Directive: What is the number of lines in these entries that contain "with"? State it alone.

Front-end source files
****************
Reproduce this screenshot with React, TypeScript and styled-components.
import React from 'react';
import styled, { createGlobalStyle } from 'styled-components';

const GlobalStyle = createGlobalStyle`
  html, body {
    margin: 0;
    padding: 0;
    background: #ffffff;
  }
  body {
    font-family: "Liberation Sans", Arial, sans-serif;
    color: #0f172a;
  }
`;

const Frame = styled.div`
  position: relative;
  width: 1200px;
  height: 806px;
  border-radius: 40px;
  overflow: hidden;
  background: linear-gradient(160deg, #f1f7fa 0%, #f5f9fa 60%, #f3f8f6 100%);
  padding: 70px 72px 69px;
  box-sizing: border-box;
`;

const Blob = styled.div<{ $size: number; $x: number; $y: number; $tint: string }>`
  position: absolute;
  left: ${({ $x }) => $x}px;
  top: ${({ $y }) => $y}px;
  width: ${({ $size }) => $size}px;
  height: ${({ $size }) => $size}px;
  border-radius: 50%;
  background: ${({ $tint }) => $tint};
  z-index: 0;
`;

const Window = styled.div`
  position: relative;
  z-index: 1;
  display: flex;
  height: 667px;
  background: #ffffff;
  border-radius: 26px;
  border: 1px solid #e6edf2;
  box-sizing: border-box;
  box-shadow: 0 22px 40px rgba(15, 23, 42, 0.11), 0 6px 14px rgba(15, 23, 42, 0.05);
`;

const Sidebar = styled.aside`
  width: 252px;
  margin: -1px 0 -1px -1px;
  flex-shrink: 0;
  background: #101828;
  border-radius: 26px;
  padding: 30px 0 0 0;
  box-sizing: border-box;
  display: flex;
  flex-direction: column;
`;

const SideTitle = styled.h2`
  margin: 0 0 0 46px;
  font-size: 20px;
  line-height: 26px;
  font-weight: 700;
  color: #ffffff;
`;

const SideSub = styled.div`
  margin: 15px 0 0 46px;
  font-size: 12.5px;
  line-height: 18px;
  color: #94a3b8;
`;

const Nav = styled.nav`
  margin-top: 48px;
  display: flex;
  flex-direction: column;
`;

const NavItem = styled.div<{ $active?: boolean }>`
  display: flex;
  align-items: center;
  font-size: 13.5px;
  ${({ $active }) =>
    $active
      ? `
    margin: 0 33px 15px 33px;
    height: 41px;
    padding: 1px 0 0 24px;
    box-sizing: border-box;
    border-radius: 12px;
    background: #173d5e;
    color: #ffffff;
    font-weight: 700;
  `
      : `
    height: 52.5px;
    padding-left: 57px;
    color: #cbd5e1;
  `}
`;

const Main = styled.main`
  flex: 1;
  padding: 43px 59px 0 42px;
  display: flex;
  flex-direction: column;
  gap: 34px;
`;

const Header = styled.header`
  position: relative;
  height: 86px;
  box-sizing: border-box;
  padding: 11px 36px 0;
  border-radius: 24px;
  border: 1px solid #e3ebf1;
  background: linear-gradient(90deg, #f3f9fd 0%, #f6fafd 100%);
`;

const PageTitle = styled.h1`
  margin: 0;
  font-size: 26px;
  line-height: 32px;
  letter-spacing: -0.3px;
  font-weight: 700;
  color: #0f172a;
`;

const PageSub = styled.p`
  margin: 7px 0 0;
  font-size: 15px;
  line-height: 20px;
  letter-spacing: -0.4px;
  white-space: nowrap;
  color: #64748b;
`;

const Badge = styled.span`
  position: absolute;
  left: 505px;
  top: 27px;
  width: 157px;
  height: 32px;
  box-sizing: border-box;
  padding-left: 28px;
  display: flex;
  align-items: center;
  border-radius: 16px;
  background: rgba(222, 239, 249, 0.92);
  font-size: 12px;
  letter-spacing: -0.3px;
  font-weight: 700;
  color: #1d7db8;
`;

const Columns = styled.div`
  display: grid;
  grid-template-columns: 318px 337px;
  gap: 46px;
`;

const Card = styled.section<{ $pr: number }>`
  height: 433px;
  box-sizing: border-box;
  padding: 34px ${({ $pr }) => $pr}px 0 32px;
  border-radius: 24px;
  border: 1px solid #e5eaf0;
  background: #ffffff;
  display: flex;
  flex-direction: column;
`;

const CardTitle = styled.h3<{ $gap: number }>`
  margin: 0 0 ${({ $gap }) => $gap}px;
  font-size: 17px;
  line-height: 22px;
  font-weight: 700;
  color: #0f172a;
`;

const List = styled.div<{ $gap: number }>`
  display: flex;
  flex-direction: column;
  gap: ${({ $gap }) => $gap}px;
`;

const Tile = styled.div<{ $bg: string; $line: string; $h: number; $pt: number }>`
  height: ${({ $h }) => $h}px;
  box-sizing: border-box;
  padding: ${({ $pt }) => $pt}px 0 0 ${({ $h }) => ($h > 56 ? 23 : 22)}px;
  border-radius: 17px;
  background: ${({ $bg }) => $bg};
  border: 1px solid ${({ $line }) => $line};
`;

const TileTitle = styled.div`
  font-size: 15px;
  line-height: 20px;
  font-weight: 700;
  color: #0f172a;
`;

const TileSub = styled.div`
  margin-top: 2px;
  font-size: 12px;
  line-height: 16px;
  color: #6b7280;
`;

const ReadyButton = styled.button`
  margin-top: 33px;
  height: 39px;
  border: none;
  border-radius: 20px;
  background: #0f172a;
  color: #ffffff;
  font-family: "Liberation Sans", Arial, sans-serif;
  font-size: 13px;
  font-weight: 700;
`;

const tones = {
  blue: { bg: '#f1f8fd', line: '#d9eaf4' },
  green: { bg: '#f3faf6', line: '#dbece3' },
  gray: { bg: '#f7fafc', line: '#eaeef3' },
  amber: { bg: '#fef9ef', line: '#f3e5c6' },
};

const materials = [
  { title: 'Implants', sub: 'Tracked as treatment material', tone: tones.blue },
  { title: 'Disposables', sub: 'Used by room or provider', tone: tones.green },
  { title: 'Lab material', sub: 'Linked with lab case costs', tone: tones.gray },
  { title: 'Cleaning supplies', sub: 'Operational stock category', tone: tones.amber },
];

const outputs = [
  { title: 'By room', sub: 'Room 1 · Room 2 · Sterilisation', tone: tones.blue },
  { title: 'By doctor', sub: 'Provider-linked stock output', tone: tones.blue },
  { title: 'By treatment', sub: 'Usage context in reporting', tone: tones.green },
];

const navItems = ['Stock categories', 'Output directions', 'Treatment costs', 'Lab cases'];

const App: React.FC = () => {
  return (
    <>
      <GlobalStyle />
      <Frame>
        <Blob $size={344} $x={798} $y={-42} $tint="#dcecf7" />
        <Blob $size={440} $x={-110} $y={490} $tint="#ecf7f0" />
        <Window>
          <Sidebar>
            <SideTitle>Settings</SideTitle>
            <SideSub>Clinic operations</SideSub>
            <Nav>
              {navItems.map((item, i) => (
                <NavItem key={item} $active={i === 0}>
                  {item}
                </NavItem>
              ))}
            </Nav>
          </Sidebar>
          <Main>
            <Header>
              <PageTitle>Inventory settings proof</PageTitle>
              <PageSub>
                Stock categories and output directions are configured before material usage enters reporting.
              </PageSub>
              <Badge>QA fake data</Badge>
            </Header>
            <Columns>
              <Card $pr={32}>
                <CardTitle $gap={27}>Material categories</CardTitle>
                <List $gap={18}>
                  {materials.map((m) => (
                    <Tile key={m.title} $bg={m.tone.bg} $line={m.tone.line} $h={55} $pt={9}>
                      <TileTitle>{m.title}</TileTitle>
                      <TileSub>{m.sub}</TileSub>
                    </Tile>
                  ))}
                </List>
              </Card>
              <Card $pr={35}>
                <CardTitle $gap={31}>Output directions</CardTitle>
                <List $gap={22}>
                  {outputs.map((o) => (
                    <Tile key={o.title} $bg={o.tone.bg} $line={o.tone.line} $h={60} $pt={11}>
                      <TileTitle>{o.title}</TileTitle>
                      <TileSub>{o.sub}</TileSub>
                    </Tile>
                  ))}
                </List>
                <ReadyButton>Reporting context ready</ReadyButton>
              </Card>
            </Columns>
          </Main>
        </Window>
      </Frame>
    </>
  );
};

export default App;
****************
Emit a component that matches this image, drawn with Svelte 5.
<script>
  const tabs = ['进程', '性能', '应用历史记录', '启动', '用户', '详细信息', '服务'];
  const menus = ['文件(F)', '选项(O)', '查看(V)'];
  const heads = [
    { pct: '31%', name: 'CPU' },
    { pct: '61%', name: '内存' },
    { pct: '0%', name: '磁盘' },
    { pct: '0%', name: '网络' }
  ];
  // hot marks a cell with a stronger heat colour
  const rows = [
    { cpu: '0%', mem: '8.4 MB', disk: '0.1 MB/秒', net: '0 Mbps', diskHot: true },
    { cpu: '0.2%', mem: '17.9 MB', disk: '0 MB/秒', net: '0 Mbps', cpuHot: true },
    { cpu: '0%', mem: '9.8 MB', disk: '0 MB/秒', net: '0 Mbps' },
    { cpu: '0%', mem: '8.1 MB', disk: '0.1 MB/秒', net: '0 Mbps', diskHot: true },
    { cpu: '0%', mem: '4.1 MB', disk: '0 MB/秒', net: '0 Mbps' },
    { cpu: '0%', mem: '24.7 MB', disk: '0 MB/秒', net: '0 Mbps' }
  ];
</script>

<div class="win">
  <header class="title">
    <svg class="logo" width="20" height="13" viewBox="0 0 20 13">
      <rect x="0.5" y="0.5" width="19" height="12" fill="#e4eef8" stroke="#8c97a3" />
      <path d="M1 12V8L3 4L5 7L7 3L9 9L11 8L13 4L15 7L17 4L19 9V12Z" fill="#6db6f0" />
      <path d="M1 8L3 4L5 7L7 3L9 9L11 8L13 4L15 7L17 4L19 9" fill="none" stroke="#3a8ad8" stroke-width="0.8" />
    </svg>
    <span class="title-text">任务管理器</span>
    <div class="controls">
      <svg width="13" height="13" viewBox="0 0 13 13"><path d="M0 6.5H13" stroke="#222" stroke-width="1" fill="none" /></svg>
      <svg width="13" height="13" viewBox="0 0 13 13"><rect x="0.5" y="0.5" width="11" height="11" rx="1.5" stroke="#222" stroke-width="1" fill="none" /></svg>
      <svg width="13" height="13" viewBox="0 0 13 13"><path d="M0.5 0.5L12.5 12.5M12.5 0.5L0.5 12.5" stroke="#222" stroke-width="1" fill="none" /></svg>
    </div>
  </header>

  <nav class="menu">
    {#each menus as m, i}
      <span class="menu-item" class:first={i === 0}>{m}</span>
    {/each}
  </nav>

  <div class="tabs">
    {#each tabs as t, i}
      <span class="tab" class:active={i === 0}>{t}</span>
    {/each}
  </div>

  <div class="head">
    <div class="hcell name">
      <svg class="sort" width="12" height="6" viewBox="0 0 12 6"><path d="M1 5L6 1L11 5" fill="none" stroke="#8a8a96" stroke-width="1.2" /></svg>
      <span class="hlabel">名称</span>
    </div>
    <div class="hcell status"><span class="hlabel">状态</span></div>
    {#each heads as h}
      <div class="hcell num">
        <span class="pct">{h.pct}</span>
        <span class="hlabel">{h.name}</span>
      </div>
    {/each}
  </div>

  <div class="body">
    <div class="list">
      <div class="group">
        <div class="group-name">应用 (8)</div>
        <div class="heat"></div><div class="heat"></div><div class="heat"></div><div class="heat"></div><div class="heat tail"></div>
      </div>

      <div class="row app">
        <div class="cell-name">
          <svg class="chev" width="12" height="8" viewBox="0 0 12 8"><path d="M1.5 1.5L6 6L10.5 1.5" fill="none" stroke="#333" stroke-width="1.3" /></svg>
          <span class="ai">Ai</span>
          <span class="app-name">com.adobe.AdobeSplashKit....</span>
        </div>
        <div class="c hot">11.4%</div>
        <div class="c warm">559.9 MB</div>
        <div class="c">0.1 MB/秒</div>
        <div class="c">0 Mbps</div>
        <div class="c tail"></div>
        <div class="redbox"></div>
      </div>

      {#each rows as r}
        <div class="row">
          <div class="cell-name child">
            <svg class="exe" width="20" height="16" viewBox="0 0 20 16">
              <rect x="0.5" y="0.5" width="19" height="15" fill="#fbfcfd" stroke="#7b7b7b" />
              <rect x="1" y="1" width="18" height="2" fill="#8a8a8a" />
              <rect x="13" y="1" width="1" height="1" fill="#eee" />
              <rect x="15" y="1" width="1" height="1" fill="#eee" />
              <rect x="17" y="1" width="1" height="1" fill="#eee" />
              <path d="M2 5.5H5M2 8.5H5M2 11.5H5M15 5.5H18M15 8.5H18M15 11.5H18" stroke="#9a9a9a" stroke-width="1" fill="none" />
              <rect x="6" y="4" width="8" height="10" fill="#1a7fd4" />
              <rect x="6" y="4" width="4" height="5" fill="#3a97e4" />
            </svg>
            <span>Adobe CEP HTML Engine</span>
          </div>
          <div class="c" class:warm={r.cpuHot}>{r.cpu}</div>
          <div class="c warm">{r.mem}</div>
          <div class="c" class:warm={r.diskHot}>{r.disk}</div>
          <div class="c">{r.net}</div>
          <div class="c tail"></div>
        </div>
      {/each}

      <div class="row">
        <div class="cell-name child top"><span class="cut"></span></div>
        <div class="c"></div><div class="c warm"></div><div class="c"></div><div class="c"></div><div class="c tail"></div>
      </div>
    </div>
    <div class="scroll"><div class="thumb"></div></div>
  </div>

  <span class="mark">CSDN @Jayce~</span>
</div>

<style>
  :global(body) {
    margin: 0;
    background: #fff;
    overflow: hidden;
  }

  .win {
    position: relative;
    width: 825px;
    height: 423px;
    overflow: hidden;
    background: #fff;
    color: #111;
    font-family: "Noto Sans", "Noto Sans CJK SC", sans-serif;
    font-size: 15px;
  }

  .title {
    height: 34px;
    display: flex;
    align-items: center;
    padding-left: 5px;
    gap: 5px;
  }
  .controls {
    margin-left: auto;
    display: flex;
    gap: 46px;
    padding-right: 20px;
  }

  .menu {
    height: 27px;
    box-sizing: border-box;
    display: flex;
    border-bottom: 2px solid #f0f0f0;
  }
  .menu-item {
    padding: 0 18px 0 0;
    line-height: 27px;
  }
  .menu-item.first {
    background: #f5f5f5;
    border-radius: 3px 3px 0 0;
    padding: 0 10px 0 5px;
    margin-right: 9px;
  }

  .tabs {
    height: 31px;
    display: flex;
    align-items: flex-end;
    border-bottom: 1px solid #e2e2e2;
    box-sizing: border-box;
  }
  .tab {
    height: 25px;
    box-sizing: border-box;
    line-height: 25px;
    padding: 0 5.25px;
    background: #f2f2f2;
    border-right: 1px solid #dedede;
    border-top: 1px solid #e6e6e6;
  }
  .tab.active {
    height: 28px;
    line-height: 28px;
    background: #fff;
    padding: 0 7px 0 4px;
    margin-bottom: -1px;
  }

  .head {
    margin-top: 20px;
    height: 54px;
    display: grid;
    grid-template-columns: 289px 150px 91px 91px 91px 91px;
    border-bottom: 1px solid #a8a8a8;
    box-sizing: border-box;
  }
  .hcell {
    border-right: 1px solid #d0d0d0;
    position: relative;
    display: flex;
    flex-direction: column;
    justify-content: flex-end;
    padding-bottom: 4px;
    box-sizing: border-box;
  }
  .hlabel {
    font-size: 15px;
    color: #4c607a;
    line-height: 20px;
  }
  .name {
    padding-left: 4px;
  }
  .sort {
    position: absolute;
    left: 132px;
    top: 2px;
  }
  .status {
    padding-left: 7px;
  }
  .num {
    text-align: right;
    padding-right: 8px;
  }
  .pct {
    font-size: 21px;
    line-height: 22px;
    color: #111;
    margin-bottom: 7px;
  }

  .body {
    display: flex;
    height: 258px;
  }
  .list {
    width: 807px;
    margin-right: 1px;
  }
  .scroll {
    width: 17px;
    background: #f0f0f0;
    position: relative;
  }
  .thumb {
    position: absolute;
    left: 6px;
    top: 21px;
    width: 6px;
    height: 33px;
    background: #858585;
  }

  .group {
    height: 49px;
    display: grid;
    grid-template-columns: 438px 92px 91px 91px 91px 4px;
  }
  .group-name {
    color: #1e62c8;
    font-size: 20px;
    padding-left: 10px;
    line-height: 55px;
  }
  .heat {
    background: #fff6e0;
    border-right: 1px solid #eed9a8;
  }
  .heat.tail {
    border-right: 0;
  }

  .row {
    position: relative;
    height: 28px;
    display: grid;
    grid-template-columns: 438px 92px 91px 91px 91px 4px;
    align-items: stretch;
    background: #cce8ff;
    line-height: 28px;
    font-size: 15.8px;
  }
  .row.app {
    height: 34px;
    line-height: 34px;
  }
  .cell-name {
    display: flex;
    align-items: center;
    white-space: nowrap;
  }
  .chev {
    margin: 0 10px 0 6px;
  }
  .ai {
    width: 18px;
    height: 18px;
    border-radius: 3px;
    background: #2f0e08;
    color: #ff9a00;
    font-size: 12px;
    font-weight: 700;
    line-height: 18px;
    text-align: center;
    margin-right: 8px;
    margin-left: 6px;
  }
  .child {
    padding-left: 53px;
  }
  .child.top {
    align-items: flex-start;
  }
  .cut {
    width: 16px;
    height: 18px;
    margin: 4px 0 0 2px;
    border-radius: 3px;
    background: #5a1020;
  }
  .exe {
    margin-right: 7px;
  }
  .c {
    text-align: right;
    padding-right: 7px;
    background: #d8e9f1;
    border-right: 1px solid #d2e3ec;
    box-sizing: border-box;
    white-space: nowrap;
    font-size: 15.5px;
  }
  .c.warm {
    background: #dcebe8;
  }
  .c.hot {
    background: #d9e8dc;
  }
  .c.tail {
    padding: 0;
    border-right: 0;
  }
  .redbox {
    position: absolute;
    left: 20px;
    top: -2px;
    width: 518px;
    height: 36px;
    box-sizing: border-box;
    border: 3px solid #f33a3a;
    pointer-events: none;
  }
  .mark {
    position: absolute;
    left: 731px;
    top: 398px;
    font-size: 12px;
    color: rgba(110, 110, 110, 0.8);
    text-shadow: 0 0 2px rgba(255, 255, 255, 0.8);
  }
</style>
****************
Answer for the task: 4